Она откинулась на спинку стула, потянулась к бутылке с водой, сделала глоток. За моей спиной в теплицу влетели две птицы, хлопая крыльями над столом с графиками, рисунками, картами. И улетели.
— Все остальное — я имею в виду слова любви, объяснения, распоряжения, указания, что нужно делать в случае моей смерти, — все это я написала. Два длинных письма каждому из них, и оба разорвала, выйдя из клиники после операции. У меня ничего не нашли. Никаких метастазов. Я отказывалась верить в это до вторника, до результатов исследования кисты, которую они разрезали на кружочки, чтобы изучить каждый квадратный миллиметр. И вот результаты у меня. Фиброаденома. Доброкачественная. Они даже не удивлялись, не говорили о чуде. Не предлагали сделать повторный анализ. Просто с полным спокойствием, без всякого смущения сказали мне: «Знаете, никогда нельзя быть абсолютно уверенным, пока не вскроешь. Что ж, мадам, вы свободны. Всего наилучшего и хорошего отпуска».

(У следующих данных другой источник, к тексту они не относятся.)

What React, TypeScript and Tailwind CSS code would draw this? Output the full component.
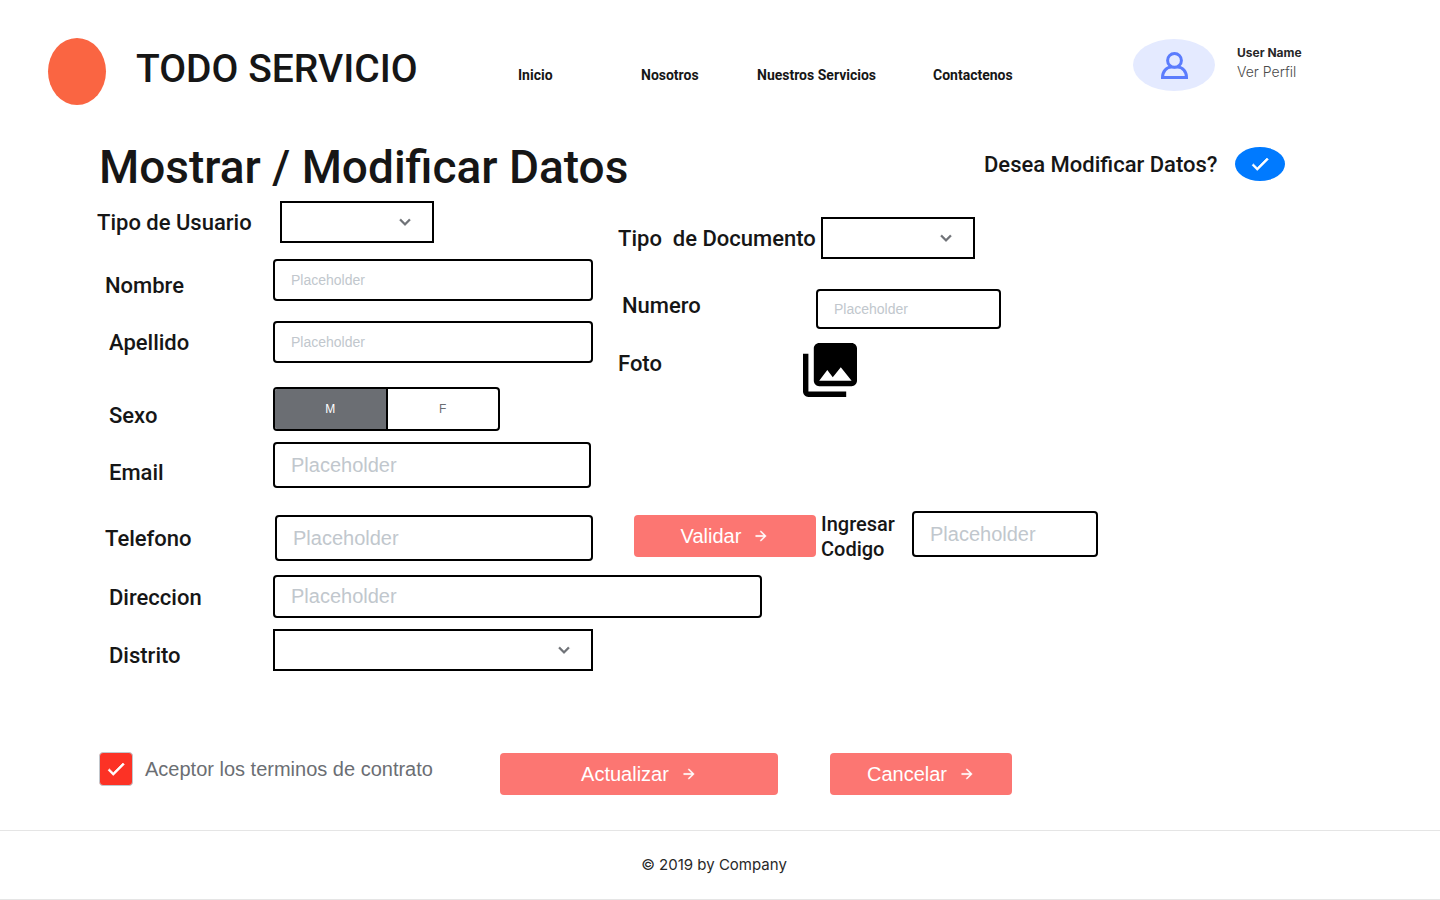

Она поднимается, высвобождает ласточку, запутавшуюся в чем-то вроде рыболовной сети, усыпанной разноцветными шарами. Я решаюсь спросить:
— А если это все-таки был рак... Если вы сами победили его?
— Я спрашивала у врачей. Они сказали, что это невозможно.
— Тем хуже для них.
Она поворачивается ко мне, смотрит с искренней улыбкой, словно мы вместе прошли это испытание. Сжимает мне руку, и лицо ее снова искажается.
— «А после вторника?» — спросите вы меня. Рассказала, склеила то, что разбилось, порадовала Николя, одним махом признавшись во всем, что от него скрывала? Нет. Не рассказала — не смогла. Не знаю, что произошло, пока меня не было, но... это чудо — видеть их снова счастливыми, они все время — как заговорщики, улыбаются непонятно чему, стоит мне отвернуться... Чудо, что жизнь продолжается, что я здесь, что пережила свой прощальный подарок, что они оказались готовы принять меня, простить... А я — ничтожество, молчу, улыбаюсь, плачу, притворяюсь... Мне больше нечего скрывать, но это сильнее меня: не могу сказать ни слова.
Я поднимаюсь. И говорю, что ее муж понял смысл подарка. Надо только объяснить ему, почему этот подарок не стал прощальным.
— Думаете, это так просто?
— Откровенно говоря, мадам, чем вы рискуете?